Education is a human right and a means for social and human development. As a signatory of the Education For All (EFA) Declaration and to the United Nations’ (UN) Millennium Development Goals (MDGs), Pakistan works to bring every child into school by 2015. One of the major steps taken to meet this target is the introduction of the Article 25-A through the recent 18th Amendment of the Constitution of Pakistan. The article states that “the State shall provide free and compulsory education to all children of the age of 5 to 16 years in such manner as may be determined by law”.

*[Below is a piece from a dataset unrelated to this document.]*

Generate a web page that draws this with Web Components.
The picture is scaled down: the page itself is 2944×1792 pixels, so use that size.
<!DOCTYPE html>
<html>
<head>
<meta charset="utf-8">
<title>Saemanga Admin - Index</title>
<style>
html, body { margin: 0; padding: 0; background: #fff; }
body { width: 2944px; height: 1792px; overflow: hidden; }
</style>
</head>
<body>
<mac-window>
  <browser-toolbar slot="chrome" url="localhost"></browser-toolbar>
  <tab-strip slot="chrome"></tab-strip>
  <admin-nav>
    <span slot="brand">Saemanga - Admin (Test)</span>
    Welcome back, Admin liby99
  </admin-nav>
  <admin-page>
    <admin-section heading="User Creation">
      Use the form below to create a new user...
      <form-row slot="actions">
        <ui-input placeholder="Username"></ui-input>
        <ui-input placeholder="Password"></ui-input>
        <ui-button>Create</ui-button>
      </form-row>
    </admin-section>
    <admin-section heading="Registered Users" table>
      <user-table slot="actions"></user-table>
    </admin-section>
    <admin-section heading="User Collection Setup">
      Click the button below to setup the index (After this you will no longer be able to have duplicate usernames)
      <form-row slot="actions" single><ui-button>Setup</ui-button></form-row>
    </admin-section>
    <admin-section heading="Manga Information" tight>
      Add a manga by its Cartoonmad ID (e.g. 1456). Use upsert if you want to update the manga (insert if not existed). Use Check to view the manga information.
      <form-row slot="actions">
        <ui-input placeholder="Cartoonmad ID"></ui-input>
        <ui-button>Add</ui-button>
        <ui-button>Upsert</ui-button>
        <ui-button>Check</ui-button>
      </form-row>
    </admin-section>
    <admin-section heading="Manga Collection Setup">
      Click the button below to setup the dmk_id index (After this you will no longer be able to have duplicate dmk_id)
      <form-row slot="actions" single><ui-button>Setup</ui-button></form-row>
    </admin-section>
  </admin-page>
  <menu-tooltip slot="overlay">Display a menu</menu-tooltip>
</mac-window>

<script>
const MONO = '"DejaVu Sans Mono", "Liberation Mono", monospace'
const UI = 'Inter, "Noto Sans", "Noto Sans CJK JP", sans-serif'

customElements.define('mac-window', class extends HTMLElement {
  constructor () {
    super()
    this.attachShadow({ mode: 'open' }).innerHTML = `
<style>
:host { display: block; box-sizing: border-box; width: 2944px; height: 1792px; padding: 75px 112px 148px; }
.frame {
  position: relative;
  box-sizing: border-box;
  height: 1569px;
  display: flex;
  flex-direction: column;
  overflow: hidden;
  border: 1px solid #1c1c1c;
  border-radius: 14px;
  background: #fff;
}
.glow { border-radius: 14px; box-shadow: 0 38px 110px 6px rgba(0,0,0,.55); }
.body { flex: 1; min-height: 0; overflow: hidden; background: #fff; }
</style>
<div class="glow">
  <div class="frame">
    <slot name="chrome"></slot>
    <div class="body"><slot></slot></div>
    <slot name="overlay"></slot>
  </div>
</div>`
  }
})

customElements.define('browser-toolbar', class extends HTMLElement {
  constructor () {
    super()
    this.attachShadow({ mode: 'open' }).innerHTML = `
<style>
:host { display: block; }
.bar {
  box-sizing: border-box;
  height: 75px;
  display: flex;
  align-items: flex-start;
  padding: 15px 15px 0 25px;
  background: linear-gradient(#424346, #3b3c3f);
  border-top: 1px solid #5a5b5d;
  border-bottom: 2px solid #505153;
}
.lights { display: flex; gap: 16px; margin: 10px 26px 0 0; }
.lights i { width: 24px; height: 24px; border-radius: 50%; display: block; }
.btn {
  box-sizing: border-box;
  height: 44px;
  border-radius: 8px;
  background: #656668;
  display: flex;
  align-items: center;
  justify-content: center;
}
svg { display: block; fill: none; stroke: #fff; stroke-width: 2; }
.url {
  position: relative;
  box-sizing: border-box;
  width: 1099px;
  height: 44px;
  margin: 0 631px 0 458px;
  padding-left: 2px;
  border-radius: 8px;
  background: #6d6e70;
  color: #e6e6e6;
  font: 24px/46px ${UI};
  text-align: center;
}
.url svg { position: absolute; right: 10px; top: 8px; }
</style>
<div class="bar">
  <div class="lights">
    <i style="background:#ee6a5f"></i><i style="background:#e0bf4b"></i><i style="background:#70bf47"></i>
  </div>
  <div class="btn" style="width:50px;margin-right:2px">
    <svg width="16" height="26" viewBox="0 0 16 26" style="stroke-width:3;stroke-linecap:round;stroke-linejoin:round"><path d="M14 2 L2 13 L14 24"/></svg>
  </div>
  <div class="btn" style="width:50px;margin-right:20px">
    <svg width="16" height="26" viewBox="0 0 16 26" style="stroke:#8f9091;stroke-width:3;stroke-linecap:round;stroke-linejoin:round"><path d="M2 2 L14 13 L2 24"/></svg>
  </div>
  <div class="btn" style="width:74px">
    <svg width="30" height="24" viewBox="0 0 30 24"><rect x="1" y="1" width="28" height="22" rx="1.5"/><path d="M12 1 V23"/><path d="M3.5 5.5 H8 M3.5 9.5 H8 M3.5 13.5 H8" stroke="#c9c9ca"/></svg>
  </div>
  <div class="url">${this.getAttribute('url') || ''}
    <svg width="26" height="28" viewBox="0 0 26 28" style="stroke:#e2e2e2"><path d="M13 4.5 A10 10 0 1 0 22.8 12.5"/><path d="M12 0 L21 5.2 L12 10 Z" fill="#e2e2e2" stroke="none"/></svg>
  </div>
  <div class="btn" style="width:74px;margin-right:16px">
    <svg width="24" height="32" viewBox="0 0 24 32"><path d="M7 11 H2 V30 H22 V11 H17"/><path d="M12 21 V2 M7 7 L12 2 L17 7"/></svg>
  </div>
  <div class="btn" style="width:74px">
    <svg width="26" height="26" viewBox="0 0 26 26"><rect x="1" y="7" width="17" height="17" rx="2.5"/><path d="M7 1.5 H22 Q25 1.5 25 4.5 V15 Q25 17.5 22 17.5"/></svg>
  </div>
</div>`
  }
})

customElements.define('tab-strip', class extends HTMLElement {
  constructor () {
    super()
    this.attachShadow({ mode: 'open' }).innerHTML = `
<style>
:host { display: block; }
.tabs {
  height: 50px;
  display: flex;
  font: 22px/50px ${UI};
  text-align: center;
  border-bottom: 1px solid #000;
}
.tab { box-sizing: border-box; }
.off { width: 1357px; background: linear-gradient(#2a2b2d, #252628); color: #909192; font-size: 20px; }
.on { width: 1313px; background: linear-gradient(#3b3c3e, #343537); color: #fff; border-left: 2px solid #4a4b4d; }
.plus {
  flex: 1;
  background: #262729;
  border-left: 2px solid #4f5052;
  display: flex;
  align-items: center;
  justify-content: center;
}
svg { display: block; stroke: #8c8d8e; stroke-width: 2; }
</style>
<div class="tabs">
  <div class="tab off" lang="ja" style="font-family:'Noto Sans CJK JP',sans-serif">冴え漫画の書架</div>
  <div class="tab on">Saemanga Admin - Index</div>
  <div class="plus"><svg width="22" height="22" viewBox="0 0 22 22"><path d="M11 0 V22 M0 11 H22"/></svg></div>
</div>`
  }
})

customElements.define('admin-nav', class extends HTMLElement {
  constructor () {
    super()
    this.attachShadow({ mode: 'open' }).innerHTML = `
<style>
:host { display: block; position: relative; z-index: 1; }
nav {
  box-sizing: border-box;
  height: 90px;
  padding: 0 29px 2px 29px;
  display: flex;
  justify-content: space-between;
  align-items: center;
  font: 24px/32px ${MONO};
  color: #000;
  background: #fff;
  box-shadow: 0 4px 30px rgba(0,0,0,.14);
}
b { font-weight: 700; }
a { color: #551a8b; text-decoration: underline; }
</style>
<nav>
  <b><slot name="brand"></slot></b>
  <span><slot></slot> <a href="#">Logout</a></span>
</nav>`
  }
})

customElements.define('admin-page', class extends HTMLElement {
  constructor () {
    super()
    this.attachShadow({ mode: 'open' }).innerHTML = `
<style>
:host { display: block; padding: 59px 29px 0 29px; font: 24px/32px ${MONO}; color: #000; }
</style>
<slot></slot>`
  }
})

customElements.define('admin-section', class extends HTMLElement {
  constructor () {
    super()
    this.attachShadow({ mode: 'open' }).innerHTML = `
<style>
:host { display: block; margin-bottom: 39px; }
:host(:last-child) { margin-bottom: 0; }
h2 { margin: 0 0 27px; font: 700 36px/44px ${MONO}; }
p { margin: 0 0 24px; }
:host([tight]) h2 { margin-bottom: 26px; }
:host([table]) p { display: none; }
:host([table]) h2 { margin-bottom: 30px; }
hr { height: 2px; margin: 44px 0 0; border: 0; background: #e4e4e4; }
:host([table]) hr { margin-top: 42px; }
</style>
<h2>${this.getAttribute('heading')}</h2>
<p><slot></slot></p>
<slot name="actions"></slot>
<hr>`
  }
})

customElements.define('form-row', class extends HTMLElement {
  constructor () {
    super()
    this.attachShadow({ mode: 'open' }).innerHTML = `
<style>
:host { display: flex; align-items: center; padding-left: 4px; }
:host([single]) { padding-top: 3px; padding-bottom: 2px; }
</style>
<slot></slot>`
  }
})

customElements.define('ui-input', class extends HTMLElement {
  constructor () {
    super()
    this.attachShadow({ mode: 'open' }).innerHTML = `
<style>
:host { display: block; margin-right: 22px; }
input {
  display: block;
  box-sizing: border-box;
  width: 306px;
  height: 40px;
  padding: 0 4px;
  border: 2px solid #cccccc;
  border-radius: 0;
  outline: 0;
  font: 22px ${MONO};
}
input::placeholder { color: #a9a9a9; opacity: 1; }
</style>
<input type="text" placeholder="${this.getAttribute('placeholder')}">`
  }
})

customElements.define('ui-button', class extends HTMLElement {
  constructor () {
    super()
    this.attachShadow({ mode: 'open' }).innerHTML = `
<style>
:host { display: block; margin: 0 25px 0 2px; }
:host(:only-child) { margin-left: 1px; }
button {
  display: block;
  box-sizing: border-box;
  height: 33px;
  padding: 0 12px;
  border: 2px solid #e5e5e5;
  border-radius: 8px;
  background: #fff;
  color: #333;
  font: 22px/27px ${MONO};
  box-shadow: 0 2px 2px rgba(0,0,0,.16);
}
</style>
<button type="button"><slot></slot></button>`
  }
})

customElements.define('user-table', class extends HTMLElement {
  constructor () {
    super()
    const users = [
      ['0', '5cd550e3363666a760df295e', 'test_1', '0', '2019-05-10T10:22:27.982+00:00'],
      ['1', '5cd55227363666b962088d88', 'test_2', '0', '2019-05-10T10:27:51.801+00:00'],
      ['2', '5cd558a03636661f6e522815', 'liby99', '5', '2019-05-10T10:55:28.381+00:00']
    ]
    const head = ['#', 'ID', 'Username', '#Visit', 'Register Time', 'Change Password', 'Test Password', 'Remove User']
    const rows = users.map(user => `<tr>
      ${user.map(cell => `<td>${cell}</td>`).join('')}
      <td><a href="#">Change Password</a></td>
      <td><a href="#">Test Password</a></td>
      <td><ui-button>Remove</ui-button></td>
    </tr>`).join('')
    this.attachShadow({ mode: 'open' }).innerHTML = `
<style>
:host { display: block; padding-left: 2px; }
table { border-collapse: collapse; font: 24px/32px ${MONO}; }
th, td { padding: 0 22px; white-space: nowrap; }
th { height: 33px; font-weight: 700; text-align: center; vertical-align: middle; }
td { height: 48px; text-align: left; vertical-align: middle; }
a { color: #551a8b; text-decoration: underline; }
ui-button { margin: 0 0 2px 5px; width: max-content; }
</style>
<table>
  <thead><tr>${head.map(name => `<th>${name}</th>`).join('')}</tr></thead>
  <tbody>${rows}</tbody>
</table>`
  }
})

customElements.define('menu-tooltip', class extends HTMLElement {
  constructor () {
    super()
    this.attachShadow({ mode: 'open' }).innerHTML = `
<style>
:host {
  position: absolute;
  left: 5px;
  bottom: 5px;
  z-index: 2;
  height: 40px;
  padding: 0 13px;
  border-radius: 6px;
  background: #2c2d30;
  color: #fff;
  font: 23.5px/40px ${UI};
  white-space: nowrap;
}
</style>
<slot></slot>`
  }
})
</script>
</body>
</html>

UNESCO, in collaboration with Pakistan Association for Continuing and Adult Education (PACADE), held a forum with the media for the enforcement of Article 25-A and promotion of EFA in Sindh at the Karachi Press Club.
UNESCO Pakistan Director Dr Kozue Kay Nagata made a request for accelerating efforts to achieve the internationally committed targets of achieving 86 percent literacy by the year 2015 and meeting the goal of Universal Primary Education as laid down in the UN’s MDGs.
UNESCO exhorted the Sindh government to come up with a requisite provincial law to enforce the Right to Education under the Article 25-A. The organisation also observed that neither democracy nor the economy could function meaningfully and pick up strength and momentum if the masses lacked basic human skills of reading and writing in this day and age.